----- Input material -----

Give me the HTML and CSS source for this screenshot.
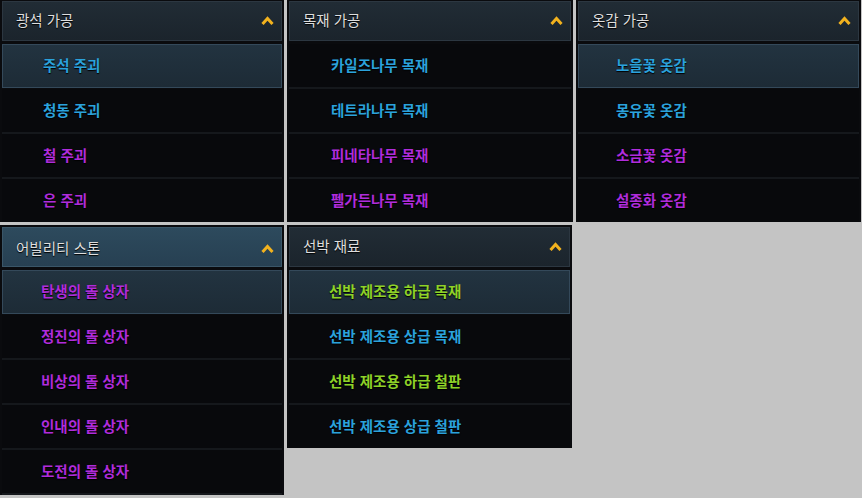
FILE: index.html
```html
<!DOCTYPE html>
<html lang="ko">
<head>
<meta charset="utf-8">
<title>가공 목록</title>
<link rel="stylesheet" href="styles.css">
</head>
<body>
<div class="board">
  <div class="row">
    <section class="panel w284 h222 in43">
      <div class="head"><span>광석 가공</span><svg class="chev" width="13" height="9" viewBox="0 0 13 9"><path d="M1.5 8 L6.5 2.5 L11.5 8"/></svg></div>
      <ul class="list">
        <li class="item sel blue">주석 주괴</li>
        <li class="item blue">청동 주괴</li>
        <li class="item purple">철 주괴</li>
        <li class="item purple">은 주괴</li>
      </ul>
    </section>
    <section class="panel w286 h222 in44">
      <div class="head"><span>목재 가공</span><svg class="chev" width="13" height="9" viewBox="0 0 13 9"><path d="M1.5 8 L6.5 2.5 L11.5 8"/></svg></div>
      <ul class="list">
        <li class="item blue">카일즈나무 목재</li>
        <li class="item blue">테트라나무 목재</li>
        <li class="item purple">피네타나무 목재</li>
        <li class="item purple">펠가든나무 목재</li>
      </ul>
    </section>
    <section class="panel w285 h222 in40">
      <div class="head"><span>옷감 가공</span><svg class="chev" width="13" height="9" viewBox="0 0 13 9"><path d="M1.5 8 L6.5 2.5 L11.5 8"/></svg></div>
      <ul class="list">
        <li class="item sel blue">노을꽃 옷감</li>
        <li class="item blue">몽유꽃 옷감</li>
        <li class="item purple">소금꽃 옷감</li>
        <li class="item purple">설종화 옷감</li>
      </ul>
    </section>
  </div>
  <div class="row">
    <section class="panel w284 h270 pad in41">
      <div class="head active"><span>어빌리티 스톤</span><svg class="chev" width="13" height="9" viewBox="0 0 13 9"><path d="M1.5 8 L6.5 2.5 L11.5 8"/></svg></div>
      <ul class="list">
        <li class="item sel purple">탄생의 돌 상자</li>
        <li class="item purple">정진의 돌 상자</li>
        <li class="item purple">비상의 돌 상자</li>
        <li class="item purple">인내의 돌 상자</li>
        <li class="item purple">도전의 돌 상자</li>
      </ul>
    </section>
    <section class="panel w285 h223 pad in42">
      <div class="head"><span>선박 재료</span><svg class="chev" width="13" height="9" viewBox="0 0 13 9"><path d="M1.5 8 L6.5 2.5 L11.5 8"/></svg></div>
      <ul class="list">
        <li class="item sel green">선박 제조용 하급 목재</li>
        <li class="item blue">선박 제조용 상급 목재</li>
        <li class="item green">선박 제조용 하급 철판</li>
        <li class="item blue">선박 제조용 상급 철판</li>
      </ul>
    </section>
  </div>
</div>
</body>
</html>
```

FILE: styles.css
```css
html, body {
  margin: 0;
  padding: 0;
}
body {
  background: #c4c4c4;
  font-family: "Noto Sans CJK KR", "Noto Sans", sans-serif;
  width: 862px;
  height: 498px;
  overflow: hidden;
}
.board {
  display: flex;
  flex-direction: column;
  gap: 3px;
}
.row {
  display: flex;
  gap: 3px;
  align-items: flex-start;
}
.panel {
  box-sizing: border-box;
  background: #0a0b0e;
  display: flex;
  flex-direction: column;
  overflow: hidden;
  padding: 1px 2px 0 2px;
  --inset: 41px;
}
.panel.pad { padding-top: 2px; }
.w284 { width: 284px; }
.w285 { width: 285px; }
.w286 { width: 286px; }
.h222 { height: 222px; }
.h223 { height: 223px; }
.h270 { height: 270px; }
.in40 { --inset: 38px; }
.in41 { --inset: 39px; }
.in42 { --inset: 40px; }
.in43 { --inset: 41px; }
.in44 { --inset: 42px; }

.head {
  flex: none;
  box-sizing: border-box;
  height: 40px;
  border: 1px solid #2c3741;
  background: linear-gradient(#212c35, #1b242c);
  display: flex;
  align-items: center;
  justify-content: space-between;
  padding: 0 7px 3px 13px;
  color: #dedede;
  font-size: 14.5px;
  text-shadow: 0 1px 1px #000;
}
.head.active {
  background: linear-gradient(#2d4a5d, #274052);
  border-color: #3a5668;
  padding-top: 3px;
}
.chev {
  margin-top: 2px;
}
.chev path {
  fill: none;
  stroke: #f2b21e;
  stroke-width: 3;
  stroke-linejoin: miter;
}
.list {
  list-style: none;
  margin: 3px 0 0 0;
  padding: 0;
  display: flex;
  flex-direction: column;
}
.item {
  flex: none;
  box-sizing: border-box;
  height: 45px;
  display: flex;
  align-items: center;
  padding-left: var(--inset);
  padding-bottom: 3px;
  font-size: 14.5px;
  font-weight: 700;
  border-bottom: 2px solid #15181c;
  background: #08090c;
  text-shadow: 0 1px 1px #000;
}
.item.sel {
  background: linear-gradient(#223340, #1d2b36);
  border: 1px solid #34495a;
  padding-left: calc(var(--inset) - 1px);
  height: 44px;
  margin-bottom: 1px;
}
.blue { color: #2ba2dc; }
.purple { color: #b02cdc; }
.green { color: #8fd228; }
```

-----
----- Input material -----

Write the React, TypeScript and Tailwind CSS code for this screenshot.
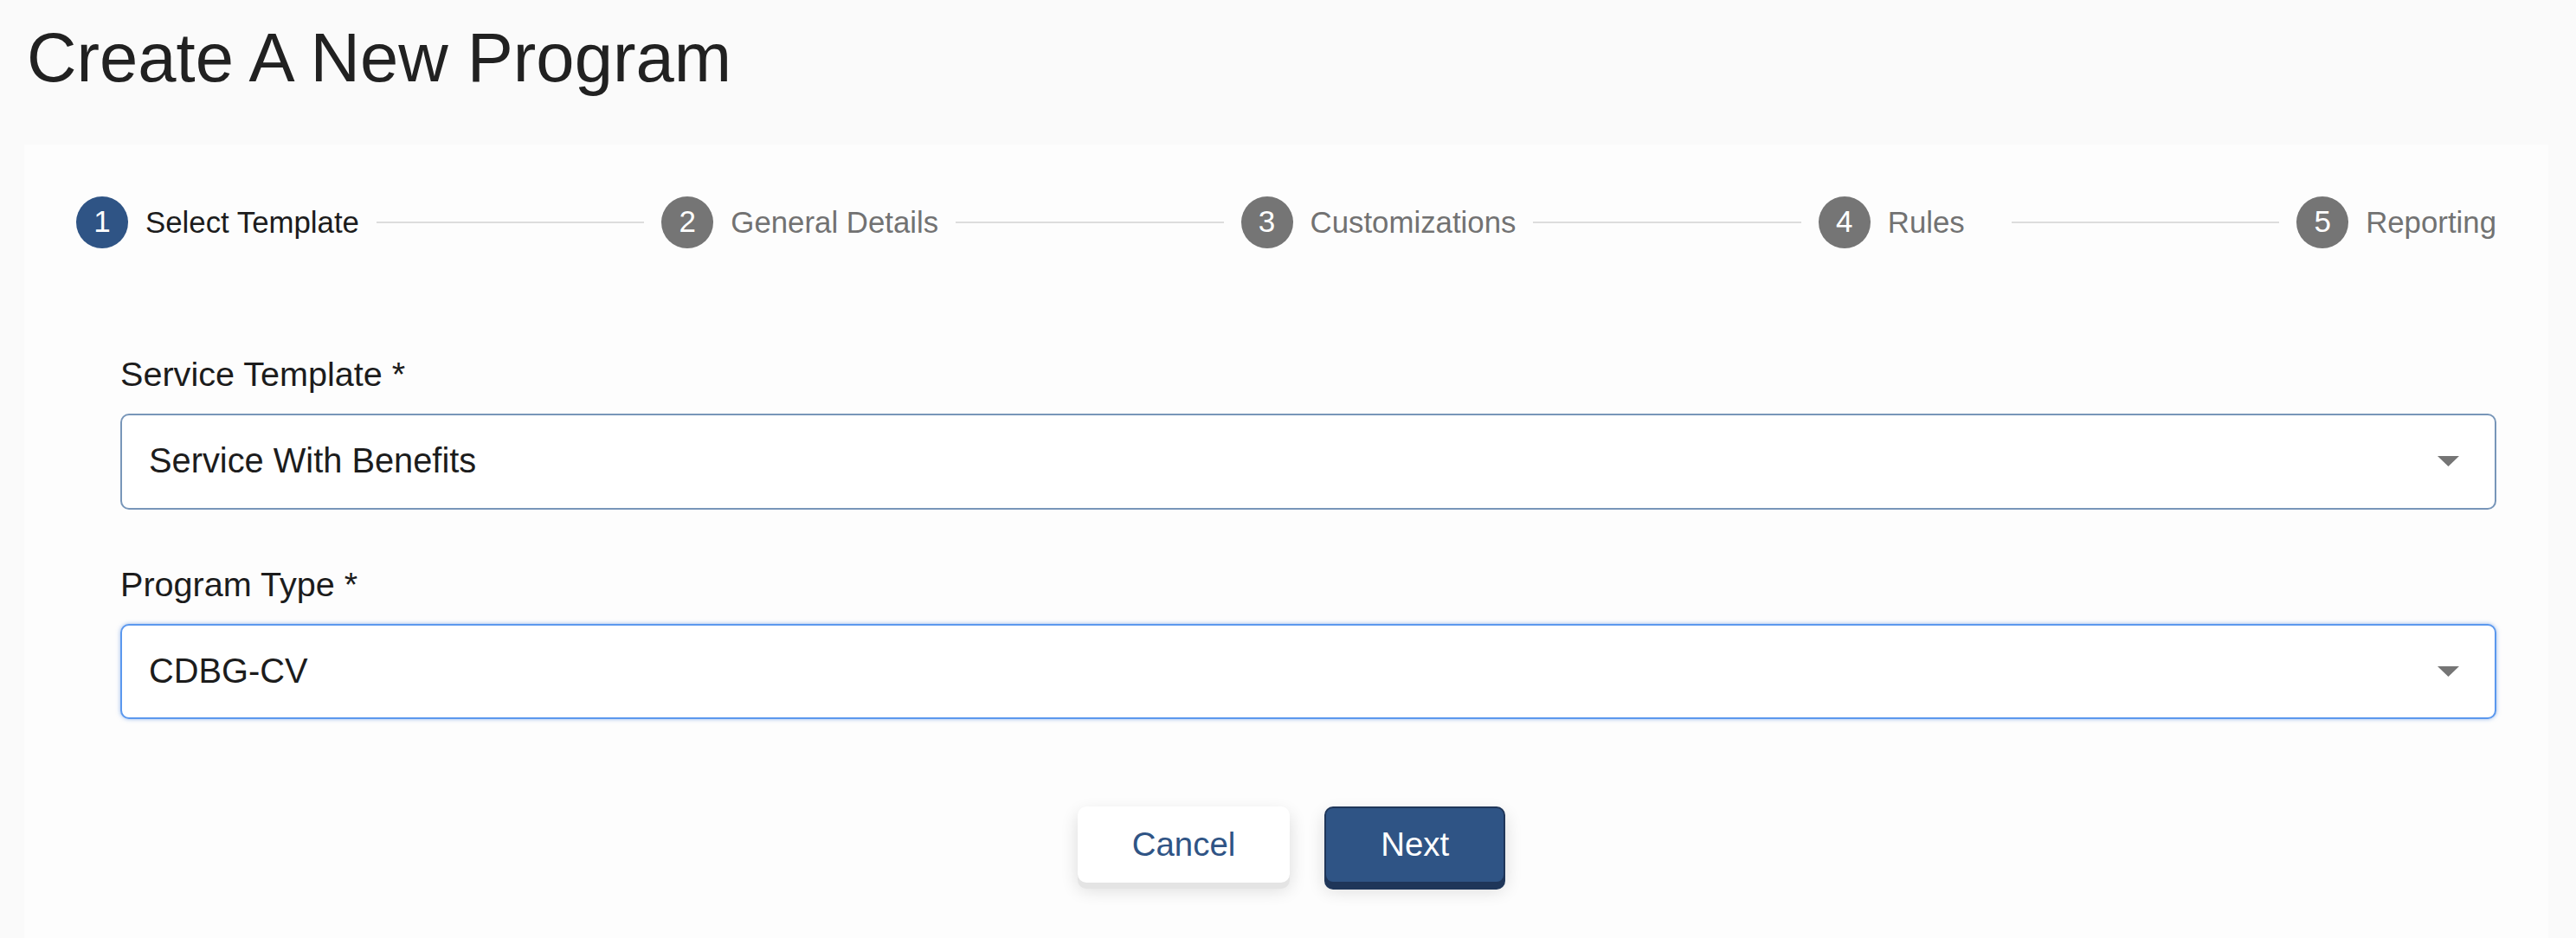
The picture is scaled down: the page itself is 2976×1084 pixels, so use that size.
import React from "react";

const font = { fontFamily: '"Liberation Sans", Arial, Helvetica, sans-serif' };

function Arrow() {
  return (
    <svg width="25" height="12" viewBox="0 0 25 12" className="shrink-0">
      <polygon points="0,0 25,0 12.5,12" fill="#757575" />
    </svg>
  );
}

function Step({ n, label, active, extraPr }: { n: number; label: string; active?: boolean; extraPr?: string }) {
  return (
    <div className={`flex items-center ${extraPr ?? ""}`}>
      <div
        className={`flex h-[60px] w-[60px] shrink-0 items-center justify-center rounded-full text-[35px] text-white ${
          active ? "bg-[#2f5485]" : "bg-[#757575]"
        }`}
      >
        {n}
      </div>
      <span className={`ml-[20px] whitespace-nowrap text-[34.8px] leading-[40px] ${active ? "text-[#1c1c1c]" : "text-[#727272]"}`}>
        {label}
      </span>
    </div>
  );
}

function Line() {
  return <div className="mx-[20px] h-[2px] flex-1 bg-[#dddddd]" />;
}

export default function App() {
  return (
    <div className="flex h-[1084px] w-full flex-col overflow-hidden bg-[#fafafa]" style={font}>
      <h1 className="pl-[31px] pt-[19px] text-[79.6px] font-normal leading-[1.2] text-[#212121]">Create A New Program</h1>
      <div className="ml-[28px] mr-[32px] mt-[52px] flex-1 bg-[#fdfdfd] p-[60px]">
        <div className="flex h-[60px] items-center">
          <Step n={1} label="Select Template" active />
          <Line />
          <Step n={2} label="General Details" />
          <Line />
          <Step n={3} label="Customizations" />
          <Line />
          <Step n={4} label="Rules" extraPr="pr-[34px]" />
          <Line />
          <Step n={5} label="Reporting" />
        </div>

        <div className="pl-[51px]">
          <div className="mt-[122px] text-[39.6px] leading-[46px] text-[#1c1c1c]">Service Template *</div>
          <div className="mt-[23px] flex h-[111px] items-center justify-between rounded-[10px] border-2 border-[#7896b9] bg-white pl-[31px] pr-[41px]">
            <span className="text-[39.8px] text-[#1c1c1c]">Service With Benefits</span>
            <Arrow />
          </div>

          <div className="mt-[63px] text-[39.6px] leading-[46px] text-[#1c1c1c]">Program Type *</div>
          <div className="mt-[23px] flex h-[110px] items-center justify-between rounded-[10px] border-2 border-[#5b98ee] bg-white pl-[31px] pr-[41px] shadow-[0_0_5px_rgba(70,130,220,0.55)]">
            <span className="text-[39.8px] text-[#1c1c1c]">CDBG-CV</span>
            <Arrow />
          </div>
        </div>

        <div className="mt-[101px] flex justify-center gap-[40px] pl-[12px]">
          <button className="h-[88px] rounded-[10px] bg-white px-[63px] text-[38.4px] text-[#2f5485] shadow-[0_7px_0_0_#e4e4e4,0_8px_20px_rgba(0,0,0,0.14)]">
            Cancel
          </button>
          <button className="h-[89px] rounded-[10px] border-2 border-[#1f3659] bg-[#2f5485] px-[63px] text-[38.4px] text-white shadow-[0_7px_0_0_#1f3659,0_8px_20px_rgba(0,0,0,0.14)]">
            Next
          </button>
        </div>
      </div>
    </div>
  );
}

-----

Search the data for "this". Copy every line that has it.

### Task result
Give me the HTML and CSS source for this screenshot.
Write the React, TypeScript and Tailwind CSS code for this screenshot.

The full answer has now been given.